Bagiku dan kamu, mahasiswa penghuni sebuah perguruan tinggi negeri di dekat jantung Kota Bandung alias ITB, terhitung sejak 17 Maret 2019 kita serasa tidak lagi mempunyai kampus. Lockdown. Kita yang jelas-jelas tuan rumah di sana, terusir karena makhluk tak kasat mata (tepatnya berukuran mikroskopis) bernama Corona. Bukan hanya ITB, satu planet Bumi pun bertekuk lutut.

Seluruh sektor, sendi-sendi penggerak kehidupan, khususnya di Indonesia terkena dampaknya. Termasuk para mahasiswa yang, entah bersyukur atau tidak, tidak perlu (baca: boleh) merantau dari kampung ke kos dekat kampusnya. Belajar dengan metode daring dari rumah masing-masing.

Para aktivisi BEM kampus, himpunan, UKM, komunitas, dan golongan ambisius pun kehilangan basis fisis kegiatannya di dunia nyata. Rapat, seminar, hingga mabar pun wajib via online seluruhnya. Terkekang? Sangat. Kita jadi tidak bisa maksimal saling menebar manfaat.

Intinya, pandemi ini memberikan sedikit dampak positif yang bisa kita syukuri di tengah banyaknya dampak negatif. Tentunya dengan rasa optimis wabah ini segera berakhir berkat solusi dari para ahli. Namun saking optimisnya, ada pula kejadian yang tidak mengenakan terutama untuk umat Muslim.

“Kabar baik! Dalam sebuah hadits, akan terbit suatu bintang penanda berakhirnya pandemi COVID-19 di awal bulan Juni nanti.”

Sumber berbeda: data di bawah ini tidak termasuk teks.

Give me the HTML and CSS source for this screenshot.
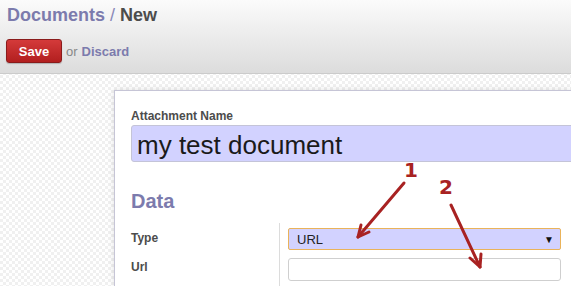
FILE: index.html
```html
<!DOCTYPE html>
<html lang="en">
<head>
    <meta charset="UTF-8">
    <title>Documents / New</title>
    <link rel="stylesheet" href="styles.css">
</head>
<body>
    <div class="header">
        <div class="crumbs"><a class="crumb">Documents</a> <span class="sep">/</span> <b class="current">New</b></div>
        <div class="buttons">
            <button type="button" class="btn-save">Save</button>
            <span class="or">or</span>
            <a class="discard">Discard</a>
        </div>
    </div>

    <div class="content">
        <div class="sheet">
            <label class="lbl">Attachment Name</label>
            <div class="name-input">my test document</div>

            <h2 class="group-title">Data</h2>
            <div class="form-grid">
                <div class="labels">
                    <div class="row-label">Type</div>
                    <div class="row-label">Url</div>
                </div>
                <div class="fields">
                    <div class="select">URL<span class="caret">&#9660;</span></div>
                    <div class="text-input"></div>
                </div>
            </div>
        </div>
    </div>

    <!-- annotation arrows -->
    <div class="note note1">1</div>
    <div class="note note2">2</div>
    <svg class="arrows" width="571" height="286" viewBox="0 0 571 286">
        <g stroke="#a82222" stroke-width="3" fill="none" stroke-linecap="round" stroke-linejoin="round">
            <path d="M404 183 L358 237"/>
            <path d="M358 237 L361 225 M358 237 L369 232"/>
            <path d="M451 205 L480 267"/>
            <path d="M480 267 L470 258 M480 267 L481 254"/>
        </g>
    </svg>
</body>
</html>
```

FILE: styles.css
```css
body{
    margin: 0;
    width: 571px;
    height: 286px;
    overflow: hidden;
    position: relative;
    font-family: "Liberation Sans", Arial, sans-serif;
    color: #4c4c4c;
    background-color: #fff;
    background-image:
        linear-gradient(45deg, #f0f0f0 25%, transparent 25%, transparent 75%, #f0f0f0 75%),
        linear-gradient(45deg, #f0f0f0 25%, transparent 25%, transparent 75%, #f0f0f0 75%);
    background-size: 6px 6px;
    background-position: 0 0, 3px 3px;
}

.header{
    height: 74px;
    border-bottom: 1px solid #cbcbcb;
    background: linear-gradient(#fbfbfb, #dcdcdc);
    padding-left: 7px;
    box-sizing: border-box;
}
.crumbs{
    padding-top: 5px;
    font-size: 18px;
    font-weight: bold;
    height: 34px;
}
.crumb{ color: #7c7bad; }
.sep{ color: #8a89b8; font-weight: normal; }
.current{ color: #4c4c4c; }

.buttons{
    display: flex;
    align-items: center;
    font-size: 13px;
    margin-left: -1px;
}
.btn-save{
    width: 56px;
    height: 24px;
    border: 1px solid #8a1b1b;
    border-radius: 3px;
    background: linear-gradient(#d43a3a, #b21f1f);
    color: #fff;
    font-family: "Liberation Sans", Arial, sans-serif;
    font-size: 13px;
    font-weight: bold;
    padding: 0;
    box-shadow: 0 1px 1px rgba(0,0,0,0.2);
}
.or{
    color: #888;
    margin-left: 4px;
}
.discard{
    color: #7c7bad;
    font-weight: bold;
    margin-left: 4px;
}

.content{
    padding: 16px 0 0 114px;
}
.sheet{
    box-sizing: border-box;
    width: 457px;
    height: 196px;
    overflow: hidden;
    background: #fff;
    border: 1px solid #c6c5d6;
    border-right: none;
    border-bottom: none;
    box-shadow: 0 0 6px rgba(0,0,0,0.12);
    padding: 18px 0 0 16px;
}
.lbl{
    display: block;
    font-size: 12px;
    font-weight: bold;
    color: #4c4c4c;
    height: 16px;
}
.name-input{
    width: 460px;
    height: 37px;
    box-sizing: border-box;
    background: #d2d2ff;
    border: 1px solid #c4c4d8;
    border-radius: 3px;
    font-size: 26px;
    line-height: 38px;
    padding-left: 5px;
    color: #1a1a1a;
}
.group-title{
    margin: 27px 0 0 0;
    font-size: 20px;
    color: #7c7bad;
    height: 24px;
    line-height: 24px;
}
.form-grid{
    display: flex;
    margin-top: 10px;
}
.labels{
    width: 148px;
    border-right: 1px solid #dcdcdc;
    padding-top: 8px;
    height: 70px;
}
.row-label{
    font-size: 12px;
    font-weight: bold;
    height: 29px;
}
.fields{
    padding-left: 8px;
    padding-top: 5px;
}
.select{
    width: 273px;
    height: 22px;
    box-sizing: border-box;
    background: #d2d2ff;
    border: 1px solid #eab35a;
    border-radius: 2px;
    font-size: 13px;
    line-height: 22px;
    padding-left: 8px;
    color: #222;
    position: relative;
}
.caret{
    position: absolute;
    right: 6px;
    top: 0;
    font-size: 10px;
    color: #111;
}
.text-input{
    width: 273px;
    height: 23px;
    box-sizing: border-box;
    margin-top: 8px;
    border: 1px solid #cfcfcf;
    border-radius: 3px;
    background: #fff;
}

.note{
    position: absolute;
    font-family: "DejaVu Sans", sans-serif;
    font-weight: bold;
    font-size: 20px;
    color: #a82222;
}
.note1{ left: 404px; top: 158px; }
.note2{ left: 439px; top: 175px; }
.arrows{
    position: absolute;
    left: 0;
    top: 0;
}
```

Kira-kira begitulah kabar yang dihembuskan oleh seorang ulama di bulan Mei. Secara logika, sebagai seorang mahasiswa astronomi, aku merasa sangat tidak masuk akal hal itu terwujud. Bintang yang dimaksud adalah gugus bintang Pleiades, diviralkan dengan nama bahasa Arab-nya: Ats-Tsurayya. Jaraknya kurang lebih 444 tahun cahaya (orde 10 pangkat 15 meter!), mana mungkis bisa memberikan pengaruh fisik kepada Bumi.

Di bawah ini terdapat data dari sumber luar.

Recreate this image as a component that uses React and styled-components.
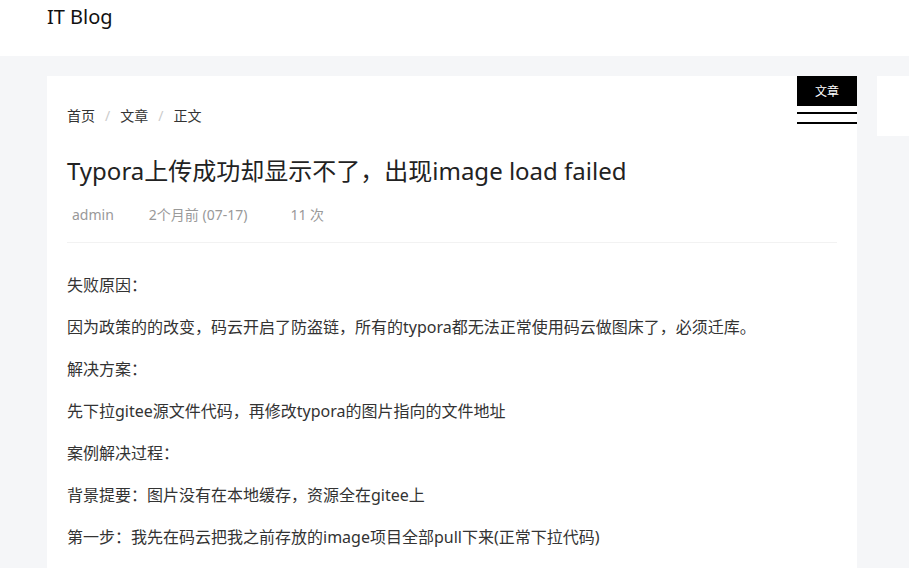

Namun, sebaliknya kabar ini yang meriwayatkan Nabi Muhammad shallallahu ‘alayhi wa sallam sendiri. Apakah kita sebagai Muslim justru tidak percaya kepada sabda Rasulullah? Banyak kok kejadian tak logis yang diriwayatkan beliau 1400 tahun lalu, baru bisa dibuktikan secara ilmiah kebenarannya di zaman ini. Contohnya peristiwa Bulan terbelah.

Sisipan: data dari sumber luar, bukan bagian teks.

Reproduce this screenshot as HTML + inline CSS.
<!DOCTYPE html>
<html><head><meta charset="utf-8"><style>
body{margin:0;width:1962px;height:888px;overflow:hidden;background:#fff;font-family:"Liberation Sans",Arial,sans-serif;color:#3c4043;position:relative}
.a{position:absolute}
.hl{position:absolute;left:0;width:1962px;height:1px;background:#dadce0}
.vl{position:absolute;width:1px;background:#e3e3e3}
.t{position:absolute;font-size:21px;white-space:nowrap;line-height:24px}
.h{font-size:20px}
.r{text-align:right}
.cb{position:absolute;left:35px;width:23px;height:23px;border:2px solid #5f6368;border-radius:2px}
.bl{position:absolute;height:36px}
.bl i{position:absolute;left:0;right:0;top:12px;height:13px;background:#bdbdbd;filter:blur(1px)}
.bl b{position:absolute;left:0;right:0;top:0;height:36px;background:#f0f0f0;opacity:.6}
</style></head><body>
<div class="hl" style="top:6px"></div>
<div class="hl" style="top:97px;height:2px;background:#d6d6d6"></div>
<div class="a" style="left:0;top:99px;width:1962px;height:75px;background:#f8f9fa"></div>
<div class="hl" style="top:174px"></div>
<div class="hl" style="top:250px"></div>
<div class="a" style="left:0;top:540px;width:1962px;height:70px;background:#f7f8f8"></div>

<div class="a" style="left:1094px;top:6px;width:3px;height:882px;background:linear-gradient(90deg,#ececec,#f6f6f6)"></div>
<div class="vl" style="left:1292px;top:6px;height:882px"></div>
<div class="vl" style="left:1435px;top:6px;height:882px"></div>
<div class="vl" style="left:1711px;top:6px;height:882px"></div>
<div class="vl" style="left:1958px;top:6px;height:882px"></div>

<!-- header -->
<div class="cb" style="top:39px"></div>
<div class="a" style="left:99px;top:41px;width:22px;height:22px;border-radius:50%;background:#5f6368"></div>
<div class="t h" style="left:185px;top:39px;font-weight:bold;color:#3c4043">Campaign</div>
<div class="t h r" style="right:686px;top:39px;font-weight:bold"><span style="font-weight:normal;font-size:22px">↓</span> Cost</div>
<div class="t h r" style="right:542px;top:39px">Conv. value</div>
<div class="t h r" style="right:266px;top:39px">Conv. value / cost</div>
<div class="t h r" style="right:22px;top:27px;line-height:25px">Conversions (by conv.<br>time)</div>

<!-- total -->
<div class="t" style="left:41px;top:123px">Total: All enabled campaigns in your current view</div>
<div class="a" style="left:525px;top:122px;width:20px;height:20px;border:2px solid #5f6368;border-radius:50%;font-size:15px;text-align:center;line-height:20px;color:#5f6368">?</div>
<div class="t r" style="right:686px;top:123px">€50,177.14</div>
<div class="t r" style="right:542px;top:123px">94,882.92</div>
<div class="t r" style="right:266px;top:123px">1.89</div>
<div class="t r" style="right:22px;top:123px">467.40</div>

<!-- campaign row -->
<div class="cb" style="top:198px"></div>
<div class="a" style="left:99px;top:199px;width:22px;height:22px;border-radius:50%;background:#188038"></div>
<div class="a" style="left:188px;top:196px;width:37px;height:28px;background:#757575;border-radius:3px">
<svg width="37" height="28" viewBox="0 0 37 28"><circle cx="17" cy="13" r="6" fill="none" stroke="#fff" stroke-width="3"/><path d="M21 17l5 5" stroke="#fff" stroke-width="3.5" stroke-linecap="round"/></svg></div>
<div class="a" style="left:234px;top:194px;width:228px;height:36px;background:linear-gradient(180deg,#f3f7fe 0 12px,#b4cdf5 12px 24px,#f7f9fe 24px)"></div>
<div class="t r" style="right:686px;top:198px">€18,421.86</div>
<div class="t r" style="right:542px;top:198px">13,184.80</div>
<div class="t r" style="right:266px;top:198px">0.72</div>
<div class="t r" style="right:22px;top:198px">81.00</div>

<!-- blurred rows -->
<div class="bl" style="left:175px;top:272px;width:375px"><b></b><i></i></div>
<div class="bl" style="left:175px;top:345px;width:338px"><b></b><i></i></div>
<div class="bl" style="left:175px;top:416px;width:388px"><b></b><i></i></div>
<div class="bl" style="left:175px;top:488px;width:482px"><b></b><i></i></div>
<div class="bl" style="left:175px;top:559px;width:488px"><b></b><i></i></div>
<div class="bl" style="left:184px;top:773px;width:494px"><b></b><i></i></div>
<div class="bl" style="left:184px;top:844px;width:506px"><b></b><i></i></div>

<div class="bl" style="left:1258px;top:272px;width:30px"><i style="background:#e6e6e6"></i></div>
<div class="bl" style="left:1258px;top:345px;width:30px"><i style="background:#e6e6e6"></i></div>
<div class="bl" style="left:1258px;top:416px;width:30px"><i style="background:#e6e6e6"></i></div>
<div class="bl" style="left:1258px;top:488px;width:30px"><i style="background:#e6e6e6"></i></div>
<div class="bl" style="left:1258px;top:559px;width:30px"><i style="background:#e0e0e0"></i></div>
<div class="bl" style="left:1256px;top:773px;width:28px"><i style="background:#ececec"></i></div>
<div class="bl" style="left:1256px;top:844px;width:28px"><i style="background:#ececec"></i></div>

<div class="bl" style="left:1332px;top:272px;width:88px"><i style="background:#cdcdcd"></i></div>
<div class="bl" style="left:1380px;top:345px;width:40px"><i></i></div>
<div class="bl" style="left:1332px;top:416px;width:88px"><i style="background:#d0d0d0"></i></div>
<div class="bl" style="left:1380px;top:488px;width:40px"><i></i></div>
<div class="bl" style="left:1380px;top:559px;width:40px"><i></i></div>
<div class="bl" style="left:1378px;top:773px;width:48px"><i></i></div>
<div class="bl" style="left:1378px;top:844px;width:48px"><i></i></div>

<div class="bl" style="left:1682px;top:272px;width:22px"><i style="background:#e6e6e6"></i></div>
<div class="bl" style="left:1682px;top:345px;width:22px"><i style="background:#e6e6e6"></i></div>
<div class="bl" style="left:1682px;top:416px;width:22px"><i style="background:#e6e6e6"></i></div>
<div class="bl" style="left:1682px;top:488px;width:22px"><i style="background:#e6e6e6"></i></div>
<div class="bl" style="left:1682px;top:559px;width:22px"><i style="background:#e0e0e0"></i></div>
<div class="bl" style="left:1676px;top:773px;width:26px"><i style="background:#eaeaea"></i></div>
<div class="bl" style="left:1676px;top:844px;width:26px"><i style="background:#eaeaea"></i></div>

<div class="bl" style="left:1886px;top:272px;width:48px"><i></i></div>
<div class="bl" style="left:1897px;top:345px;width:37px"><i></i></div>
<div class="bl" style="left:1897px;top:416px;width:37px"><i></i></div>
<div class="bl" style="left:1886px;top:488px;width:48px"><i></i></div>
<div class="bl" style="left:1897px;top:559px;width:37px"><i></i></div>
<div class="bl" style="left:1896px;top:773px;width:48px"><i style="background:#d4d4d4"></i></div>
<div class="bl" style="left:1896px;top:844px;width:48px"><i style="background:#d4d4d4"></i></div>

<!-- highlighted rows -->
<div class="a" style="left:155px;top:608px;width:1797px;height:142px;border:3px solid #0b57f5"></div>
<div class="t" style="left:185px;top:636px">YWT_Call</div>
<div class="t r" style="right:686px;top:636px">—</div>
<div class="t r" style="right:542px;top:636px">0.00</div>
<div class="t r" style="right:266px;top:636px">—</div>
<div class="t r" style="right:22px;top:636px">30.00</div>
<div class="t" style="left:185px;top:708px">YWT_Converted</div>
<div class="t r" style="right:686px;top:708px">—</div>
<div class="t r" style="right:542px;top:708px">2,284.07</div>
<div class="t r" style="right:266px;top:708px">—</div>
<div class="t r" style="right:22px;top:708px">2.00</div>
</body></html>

Tidak bisa. Aku tidak bisa mendiamkan begitu saja isu ini. Semua berharap wabah Corona segera sirna, tapi bukan berarti hanya dengan menunggu munculnya fenomena astronomis biasa. Inilah tugasku sebagai mahasiswa muslim astronomi untuk meluruskannya. Jalan untuk melihat seberapa bermanfaatnya ilmuku untuk umat.

Tapi… Apa yang bisa kulakukan di tengah lockdown yang membatasi ini?